***** Dataset content *****
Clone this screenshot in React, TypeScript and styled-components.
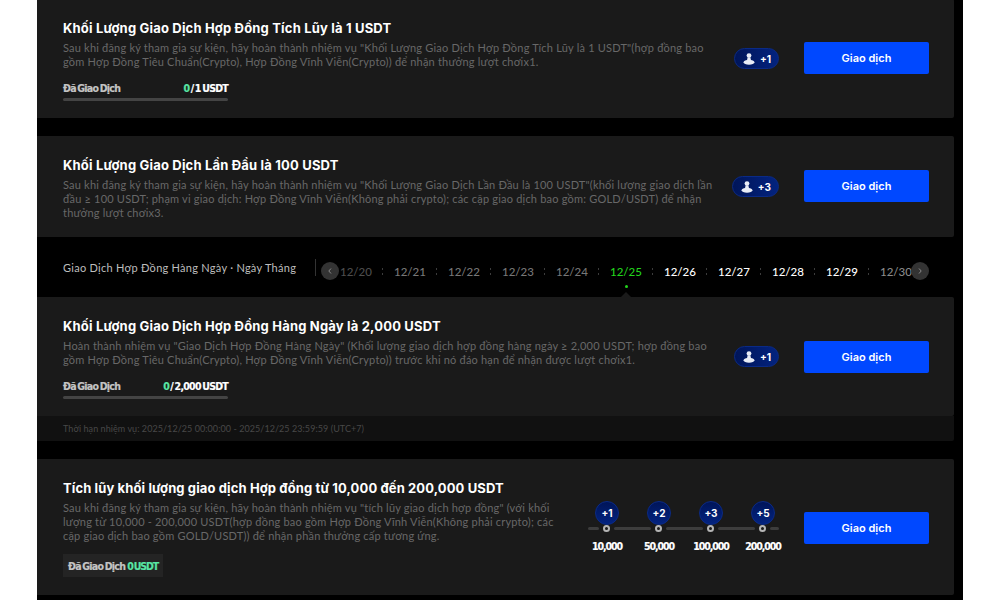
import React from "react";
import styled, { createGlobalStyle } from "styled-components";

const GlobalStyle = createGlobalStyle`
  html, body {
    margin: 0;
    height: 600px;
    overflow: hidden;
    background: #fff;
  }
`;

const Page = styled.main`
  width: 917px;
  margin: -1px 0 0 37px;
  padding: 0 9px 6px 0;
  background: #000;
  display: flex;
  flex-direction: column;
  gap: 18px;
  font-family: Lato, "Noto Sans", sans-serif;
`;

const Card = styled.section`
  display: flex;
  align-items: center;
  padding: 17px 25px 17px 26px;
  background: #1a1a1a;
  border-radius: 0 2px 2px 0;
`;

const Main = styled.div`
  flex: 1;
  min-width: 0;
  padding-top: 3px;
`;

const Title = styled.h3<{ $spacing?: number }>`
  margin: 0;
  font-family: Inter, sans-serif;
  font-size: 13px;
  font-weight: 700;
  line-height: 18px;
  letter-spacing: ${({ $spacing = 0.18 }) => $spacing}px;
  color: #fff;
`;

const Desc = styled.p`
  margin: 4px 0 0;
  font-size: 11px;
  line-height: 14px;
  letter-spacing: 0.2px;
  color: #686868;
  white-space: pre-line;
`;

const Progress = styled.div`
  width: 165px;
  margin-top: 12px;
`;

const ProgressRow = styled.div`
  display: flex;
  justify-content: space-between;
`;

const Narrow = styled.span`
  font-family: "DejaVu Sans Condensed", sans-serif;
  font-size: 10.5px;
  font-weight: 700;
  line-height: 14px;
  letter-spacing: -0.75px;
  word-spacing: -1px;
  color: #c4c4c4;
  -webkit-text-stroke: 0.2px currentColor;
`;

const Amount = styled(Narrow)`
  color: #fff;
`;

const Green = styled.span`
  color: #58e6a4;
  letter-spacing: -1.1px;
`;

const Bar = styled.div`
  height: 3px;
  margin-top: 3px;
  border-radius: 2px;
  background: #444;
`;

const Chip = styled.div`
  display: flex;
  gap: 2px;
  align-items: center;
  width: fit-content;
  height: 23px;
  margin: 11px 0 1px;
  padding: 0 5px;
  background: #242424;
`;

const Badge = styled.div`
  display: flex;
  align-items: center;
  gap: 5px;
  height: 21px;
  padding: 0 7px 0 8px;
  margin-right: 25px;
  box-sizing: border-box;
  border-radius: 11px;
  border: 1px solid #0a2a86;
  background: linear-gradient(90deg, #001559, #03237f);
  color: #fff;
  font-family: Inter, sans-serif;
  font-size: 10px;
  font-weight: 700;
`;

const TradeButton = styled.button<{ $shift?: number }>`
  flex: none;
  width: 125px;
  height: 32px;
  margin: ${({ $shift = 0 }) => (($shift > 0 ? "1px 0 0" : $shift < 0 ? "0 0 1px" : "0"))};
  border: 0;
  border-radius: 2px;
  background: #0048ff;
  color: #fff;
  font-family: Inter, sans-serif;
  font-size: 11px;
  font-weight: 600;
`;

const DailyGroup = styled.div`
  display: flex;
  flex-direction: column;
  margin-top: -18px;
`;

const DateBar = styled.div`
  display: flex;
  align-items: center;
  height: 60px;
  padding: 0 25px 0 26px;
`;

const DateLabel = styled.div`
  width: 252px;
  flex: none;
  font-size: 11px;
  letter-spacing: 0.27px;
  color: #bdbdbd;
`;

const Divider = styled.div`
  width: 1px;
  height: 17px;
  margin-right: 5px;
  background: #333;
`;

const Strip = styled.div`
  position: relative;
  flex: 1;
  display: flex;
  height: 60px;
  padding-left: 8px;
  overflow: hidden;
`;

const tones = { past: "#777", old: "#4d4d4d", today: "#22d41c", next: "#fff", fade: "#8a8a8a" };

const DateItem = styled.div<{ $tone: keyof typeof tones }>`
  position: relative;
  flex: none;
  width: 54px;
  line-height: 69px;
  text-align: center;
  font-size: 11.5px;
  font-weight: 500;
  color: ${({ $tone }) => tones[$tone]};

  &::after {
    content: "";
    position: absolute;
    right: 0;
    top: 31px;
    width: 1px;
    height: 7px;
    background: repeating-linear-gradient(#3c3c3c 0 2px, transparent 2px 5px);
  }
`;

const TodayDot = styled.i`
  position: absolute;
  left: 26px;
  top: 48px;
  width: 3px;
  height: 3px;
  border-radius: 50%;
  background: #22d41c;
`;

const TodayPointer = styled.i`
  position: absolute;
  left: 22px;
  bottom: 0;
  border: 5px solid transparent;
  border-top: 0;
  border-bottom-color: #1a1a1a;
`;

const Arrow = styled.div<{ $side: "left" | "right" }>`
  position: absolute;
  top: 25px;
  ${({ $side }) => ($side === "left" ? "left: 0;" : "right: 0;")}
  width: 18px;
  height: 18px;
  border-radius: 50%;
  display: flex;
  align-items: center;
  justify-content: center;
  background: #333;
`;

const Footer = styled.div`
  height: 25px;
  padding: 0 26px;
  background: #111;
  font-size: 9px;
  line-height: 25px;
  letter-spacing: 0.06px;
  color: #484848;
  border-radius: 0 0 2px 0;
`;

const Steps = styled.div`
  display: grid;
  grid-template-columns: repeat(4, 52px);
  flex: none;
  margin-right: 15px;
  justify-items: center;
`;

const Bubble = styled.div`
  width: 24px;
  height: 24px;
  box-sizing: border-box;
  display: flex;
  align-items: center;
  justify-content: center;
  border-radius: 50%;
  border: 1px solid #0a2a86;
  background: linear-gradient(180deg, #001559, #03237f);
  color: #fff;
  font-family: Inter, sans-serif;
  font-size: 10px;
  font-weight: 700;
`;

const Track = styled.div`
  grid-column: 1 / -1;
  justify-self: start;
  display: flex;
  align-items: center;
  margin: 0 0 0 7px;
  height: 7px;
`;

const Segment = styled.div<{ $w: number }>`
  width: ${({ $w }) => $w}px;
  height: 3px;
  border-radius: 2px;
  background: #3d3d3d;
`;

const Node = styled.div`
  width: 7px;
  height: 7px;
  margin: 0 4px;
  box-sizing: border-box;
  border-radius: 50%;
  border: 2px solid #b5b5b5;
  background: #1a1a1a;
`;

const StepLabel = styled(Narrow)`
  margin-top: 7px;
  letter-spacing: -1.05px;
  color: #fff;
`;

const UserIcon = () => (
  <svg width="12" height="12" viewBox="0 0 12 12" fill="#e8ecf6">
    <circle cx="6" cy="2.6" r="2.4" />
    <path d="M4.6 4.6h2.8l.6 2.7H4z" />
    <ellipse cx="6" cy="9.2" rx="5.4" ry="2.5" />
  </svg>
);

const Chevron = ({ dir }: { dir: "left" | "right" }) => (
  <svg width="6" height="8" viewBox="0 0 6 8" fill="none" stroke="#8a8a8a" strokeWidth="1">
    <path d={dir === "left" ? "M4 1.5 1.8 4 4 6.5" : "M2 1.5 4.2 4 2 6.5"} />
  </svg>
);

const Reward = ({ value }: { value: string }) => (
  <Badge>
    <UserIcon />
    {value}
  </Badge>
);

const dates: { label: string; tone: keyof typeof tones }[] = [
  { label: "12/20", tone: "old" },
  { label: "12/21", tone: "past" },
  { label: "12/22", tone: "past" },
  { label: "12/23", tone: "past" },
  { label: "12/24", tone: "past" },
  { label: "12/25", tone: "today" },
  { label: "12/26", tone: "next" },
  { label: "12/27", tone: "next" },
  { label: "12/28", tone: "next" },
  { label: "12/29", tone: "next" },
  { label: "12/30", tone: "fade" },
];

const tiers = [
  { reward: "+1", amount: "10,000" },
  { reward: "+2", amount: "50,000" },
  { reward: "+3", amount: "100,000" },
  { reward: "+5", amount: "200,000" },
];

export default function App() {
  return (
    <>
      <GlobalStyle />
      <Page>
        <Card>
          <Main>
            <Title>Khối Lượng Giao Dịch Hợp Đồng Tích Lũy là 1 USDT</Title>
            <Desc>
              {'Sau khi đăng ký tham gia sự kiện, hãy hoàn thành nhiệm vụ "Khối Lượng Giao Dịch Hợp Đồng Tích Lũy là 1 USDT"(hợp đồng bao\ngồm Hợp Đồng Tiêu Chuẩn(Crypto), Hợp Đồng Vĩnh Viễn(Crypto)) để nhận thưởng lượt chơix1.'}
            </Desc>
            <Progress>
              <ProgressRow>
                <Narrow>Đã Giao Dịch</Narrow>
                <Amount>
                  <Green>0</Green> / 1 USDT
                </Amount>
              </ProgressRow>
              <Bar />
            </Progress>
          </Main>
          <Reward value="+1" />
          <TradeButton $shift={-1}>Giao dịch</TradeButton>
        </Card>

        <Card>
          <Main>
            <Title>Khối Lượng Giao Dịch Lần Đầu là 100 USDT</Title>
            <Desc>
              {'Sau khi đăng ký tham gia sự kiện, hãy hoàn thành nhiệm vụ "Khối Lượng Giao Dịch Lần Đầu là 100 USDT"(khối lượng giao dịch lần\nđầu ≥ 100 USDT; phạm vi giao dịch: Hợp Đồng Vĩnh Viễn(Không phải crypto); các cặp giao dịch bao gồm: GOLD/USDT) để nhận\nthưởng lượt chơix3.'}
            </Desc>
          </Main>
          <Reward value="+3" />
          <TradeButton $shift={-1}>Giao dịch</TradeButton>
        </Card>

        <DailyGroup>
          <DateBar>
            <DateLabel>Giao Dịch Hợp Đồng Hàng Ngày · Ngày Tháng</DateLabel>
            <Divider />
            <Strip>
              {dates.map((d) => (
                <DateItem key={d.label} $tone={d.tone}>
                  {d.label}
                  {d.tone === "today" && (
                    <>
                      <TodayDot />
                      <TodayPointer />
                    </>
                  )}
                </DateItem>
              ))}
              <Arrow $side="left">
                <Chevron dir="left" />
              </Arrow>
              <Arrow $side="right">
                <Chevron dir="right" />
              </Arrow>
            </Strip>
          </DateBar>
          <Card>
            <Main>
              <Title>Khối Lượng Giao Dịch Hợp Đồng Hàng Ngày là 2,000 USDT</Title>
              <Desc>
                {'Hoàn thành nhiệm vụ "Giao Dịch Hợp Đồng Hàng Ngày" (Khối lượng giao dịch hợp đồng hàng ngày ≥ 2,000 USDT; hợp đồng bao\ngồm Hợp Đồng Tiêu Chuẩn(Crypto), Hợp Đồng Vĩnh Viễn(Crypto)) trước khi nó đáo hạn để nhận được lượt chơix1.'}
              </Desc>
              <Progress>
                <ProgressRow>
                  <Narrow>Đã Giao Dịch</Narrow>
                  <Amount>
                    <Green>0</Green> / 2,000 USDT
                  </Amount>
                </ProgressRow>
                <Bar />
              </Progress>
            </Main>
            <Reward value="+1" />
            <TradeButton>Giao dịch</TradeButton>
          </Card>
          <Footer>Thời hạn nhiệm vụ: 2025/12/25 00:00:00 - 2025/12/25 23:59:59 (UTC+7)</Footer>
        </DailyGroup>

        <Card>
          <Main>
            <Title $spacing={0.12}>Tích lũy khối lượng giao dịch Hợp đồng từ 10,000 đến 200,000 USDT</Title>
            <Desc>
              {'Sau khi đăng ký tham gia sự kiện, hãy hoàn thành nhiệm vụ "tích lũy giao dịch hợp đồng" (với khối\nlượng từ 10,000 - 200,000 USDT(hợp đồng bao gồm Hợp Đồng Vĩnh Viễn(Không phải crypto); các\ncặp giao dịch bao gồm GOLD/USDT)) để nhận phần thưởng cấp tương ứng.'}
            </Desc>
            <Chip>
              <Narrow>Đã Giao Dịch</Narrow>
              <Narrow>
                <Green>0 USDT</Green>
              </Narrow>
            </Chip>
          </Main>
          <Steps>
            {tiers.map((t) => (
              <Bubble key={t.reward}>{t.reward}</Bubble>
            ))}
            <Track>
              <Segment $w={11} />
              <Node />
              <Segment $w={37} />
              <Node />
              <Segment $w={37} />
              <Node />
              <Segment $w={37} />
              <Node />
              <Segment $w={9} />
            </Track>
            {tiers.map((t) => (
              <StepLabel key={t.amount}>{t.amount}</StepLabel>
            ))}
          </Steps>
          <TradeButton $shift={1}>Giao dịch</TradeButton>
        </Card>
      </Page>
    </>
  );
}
*****
- **Written instruction**: Extract, from the listing above, every line where the string "React" occurs.

- **Exercise response**:
Clone this screenshot in React, TypeScript and styled-components.
import React from "react";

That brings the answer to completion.